_Stated goal_.
Write every line out verbatim and omit the pictures.

Dataset content start

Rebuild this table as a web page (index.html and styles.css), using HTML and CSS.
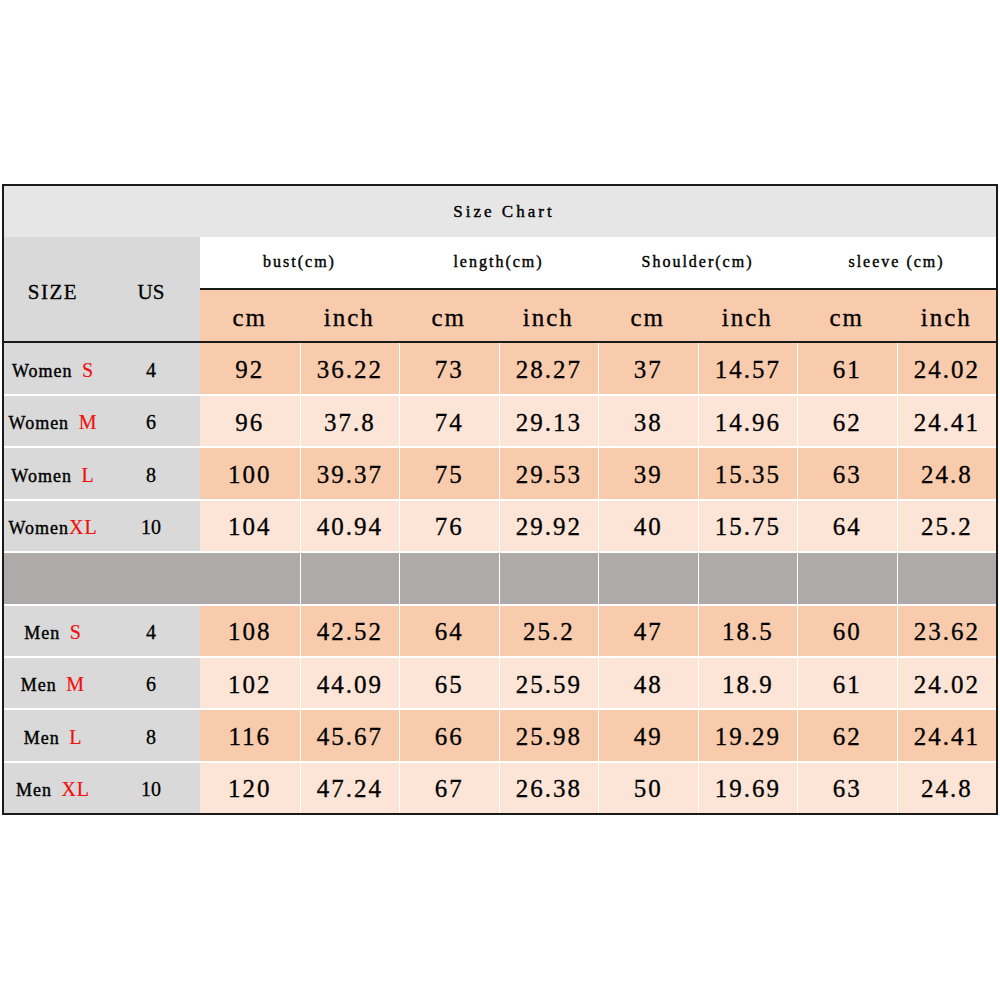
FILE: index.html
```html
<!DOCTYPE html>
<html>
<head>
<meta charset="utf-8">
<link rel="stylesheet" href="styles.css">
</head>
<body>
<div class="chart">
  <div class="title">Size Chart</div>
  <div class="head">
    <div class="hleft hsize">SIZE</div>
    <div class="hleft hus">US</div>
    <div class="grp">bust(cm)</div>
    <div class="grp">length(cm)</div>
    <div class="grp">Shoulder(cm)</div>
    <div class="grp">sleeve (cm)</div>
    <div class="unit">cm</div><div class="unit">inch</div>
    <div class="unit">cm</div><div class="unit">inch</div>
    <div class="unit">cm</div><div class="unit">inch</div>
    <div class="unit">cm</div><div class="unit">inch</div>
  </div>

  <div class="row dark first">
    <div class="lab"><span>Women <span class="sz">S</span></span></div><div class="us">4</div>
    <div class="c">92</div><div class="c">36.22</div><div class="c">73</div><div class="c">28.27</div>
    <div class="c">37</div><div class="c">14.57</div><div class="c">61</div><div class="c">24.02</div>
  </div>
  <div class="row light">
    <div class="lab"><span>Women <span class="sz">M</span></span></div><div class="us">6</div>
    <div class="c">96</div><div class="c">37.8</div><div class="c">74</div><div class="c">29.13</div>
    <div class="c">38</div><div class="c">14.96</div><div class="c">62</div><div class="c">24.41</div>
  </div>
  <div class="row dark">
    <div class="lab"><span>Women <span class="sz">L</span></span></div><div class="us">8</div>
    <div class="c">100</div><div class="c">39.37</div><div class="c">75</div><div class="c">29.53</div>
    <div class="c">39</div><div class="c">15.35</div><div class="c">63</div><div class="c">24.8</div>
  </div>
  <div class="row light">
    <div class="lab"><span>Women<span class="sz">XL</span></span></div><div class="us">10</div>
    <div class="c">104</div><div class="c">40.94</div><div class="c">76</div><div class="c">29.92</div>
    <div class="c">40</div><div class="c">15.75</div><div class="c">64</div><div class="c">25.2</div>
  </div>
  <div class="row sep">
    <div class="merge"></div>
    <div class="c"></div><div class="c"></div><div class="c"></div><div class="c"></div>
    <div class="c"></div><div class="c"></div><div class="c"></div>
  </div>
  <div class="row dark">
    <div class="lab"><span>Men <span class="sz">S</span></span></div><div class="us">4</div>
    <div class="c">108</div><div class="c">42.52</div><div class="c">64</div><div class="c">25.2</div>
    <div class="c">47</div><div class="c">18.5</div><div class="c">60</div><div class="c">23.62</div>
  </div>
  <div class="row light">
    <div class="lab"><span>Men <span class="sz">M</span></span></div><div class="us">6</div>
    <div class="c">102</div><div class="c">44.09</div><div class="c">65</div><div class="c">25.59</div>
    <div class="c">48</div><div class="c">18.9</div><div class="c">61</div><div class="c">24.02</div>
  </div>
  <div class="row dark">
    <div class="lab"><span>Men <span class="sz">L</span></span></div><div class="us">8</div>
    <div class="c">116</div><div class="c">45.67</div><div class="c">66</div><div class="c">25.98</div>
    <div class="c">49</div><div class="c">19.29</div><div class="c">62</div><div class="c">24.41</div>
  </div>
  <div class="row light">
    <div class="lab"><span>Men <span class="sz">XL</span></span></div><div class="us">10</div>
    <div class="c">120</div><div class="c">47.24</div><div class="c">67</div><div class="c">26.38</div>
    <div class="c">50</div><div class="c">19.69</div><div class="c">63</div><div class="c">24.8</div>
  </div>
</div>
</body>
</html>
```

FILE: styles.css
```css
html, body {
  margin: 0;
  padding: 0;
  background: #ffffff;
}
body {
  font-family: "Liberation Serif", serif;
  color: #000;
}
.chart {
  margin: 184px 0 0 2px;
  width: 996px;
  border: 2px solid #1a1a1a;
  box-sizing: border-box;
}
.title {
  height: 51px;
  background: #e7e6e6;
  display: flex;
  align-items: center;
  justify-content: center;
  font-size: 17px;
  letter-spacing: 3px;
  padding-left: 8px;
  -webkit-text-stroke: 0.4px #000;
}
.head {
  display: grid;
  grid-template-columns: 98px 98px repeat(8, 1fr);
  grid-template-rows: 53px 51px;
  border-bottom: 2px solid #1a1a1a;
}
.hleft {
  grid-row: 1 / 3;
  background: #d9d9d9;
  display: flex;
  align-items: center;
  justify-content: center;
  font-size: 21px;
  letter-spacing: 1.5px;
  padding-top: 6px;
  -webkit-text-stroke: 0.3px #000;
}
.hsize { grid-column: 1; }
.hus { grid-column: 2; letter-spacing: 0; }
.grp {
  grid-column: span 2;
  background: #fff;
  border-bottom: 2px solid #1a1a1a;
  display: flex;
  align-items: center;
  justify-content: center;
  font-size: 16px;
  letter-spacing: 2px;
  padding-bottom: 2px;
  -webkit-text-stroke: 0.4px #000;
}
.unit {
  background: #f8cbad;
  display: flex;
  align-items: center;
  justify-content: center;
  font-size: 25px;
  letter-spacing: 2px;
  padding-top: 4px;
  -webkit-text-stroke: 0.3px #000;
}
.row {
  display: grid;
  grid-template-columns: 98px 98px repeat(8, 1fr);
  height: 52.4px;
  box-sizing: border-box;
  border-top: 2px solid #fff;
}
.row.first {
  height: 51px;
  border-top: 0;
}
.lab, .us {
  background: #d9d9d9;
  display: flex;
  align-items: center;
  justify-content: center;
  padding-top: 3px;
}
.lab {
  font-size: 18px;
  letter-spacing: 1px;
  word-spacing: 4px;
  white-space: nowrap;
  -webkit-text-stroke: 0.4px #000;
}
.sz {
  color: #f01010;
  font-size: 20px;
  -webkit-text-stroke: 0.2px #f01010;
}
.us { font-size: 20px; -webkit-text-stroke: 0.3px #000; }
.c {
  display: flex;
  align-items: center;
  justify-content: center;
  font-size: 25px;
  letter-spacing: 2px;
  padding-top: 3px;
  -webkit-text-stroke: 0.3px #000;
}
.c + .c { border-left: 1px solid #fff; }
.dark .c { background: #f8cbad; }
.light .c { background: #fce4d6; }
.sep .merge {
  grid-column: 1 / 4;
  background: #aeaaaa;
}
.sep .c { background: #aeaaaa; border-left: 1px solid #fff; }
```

Dataset content end

_Solution_.
Rebuild this table as a web page (index.html and styles.css), using HTML and CSS.
FILE: index.html
```html
<!DOCTYPE html>
<html>
<head>
<meta charset="utf-8">
<link rel="stylesheet" href="styles.css">
</head>
<body>
<div class="chart">
  <div class="title">Size Chart</div>
  <div class="head">
    <div class="hleft hsize">SIZE</div>
    <div class="hleft hus">US</div>
    <div class="grp">bust(cm)</div>
    <div class="grp">length(cm)</div>
    <div class="grp">Shoulder(cm)</div>
    <div class="grp">sleeve (cm)</div>
    <div class="unit">cm</div><div class="unit">inch</div>
    <div class="unit">cm</div><div class="unit">inch</div>
    <div class="unit">cm</div><div class="unit">inch</div>
    <div class="unit">cm</div><div class="unit">inch</div>
  </div>

  <div class="row dark first">
    <div class="lab"><span>Women <span class="sz">S</span></span></div><div class="us">4</div>
    <div class="c">92</div><div class="c">36.22</div><div class="c">73</div><div class="c">28.27</div>
    <div class="c">37</div><div class="c">14.57</div><div class="c">61</div><div class="c">24.02</div>
  </div>
  <div class="row light">
    <div class="lab"><span>Women <span class="sz">M</span></span></div><div class="us">6</div>
    <div class="c">96</div><div class="c">37.8</div><div class="c">74</div><div class="c">29.13</div>
    <div class="c">38</div><div class="c">14.96</div><div class="c">62</div><div class="c">24.41</div>
  </div>
  <div class="row dark">
    <div class="lab"><span>Women <span class="sz">L</span></span></div><div class="us">8</div>
    <div class="c">100</div><div class="c">39.37</div><div class="c">75</div><div class="c">29.53</div>
    <div class="c">39</div><div class="c">15.35</div><div class="c">63</div><div class="c">24.8</div>
  </div>
  <div class="row light">
    <div class="lab"><span>Women<span class="sz">XL</span></span></div><div class="us">10</div>
    <div class="c">104</div><div class="c">40.94</div><div class="c">76</div><div class="c">29.92</div>
    <div class="c">40</div><div class="c">15.75</div><div class="c">64</div><div class="c">25.2</div>
  </div>
  <div class="row sep">
    <div class="merge"></div>
    <div class="c"></div><div class="c"></div><div class="c"></div><div class="c"></div>
    <div class="c"></div><div class="c"></div><div class="c"></div>
  </div>
  <div class="row dark">
    <div class="lab"><span>Men <span class="sz">S</span></span></div><div class="us">4</div>
    <div class="c">108</div><div class="c">42.52</div><div class="c">64</div><div class="c">25.2</div>
    <div class="c">47</div><div class="c">18.5</div><div class="c">60</div><div class="c">23.62</div>
  </div>
  <div class="row light">
    <div class="lab"><span>Men <span class="sz">M</span></span></div><div class="us">6</div>
    <div class="c">102</div><div class="c">44.09</div><div class="c">65</div><div class="c">25.59</div>
    <div class="c">48</div><div class="c">18.9</div><div class="c">61</div><div class="c">24.02</div>
  </div>
  <div class="row dark">
    <div class="lab"><span>Men <span class="sz">L</span></span></div><div class="us">8</div>
    <div class="c">116</div><div class="c">45.67</div><div class="c">66</div><div class="c">25.98</div>
    <div class="c">49</div><div class="c">19.29</div><div class="c">62</div><div class="c">24.41</div>
  </div>
  <div class="row light">
    <div class="lab"><span>Men <span class="sz">XL</span></span></div><div class="us">10</div>
    <div class="c">120</div><div class="c">47.24</div><div class="c">67</div><div class="c">26.38</div>
    <div class="c">50</div><div class="c">19.69</div><div class="c">63</div><div class="c">24.8</div>
  </div>
</div>
</body>
</html>
```

FILE: styles.css
```css
html, body {
  margin: 0;
  padding: 0;
  background: #ffffff;
}
body {
  font-family: "Liberation Serif", serif;
  color: #000;
}
.chart {
  margin: 184px 0 0 2px;
  width: 996px;
  border: 2px solid #1a1a1a;
  box-sizing: border-box;
}
.title {
  height: 51px;
  background: #e7e6e6;
  display: flex;
  align-items: center;
  justify-content: center;
  font-size: 17px;
  letter-spacing: 3px;
  padding-left: 8px;
  -webkit-text-stroke: 0.4px #000;
}
.head {
  display: grid;
  grid-template-columns: 98px 98px repeat(8, 1fr);
  grid-template-rows: 53px 51px;
  border-bottom: 2px solid #1a1a1a;
}
.hleft {
  grid-row: 1 / 3;
  background: #d9d9d9;
  display: flex;
  align-items: center;
  justify-content: center;
  font-size: 21px;
  letter-spacing: 1.5px;
  padding-top: 6px;
  -webkit-text-stroke: 0.3px #000;
}
.hsize { grid-column: 1; }
.hus { grid-column: 2; letter-spacing: 0; }
.grp {
  grid-column: span 2;
  background: #fff;
  border-bottom: 2px solid #1a1a1a;
  display: flex;
  align-items: center;
  justify-content: center;
  font-size: 16px;
  letter-spacing: 2px;
  padding-bottom: 2px;
  -webkit-text-stroke: 0.4px #000;
}
.unit {
  background: #f8cbad;
  display: flex;
  align-items: center;
  justify-content: center;
  font-size: 25px;
  letter-spacing: 2px;
  padding-top: 4px;
  -webkit-text-stroke: 0.3px #000;
}
.row {
  display: grid;
  grid-template-columns: 98px 98px repeat(8, 1fr);
  height: 52.4px;
  box-sizing: border-box;
  border-top: 2px solid #fff;
}
.row.first {
  height: 51px;
  border-top: 0;
}
.lab, .us {
  background: #d9d9d9;
  display: flex;
  align-items: center;
  justify-content: center;
  padding-top: 3px;
}
.lab {
  font-size: 18px;
  letter-spacing: 1px;
  word-spacing: 4px;
  white-space: nowrap;
  -webkit-text-stroke: 0.4px #000;
}
.sz {
  color: #f01010;
  font-size: 20px;
  -webkit-text-stroke: 0.2px #f01010;
}
.us { font-size: 20px; -webkit-text-stroke: 0.3px #000; }
.c {
  display: flex;
  align-items: center;
  justify-content: center;
  font-size: 25px;
  letter-spacing: 2px;
  padding-top: 3px;
  -webkit-text-stroke: 0.3px #000;
}
.c + .c { border-left: 1px solid #fff; }
.dark .c { background: #f8cbad; }
.light .c { background: #fce4d6; }
.sep .merge {
  grid-column: 1 / 4;
  background: #aeaaaa;
}
.sep .c { background: #aeaaaa; border-left: 1px solid #fff; }
```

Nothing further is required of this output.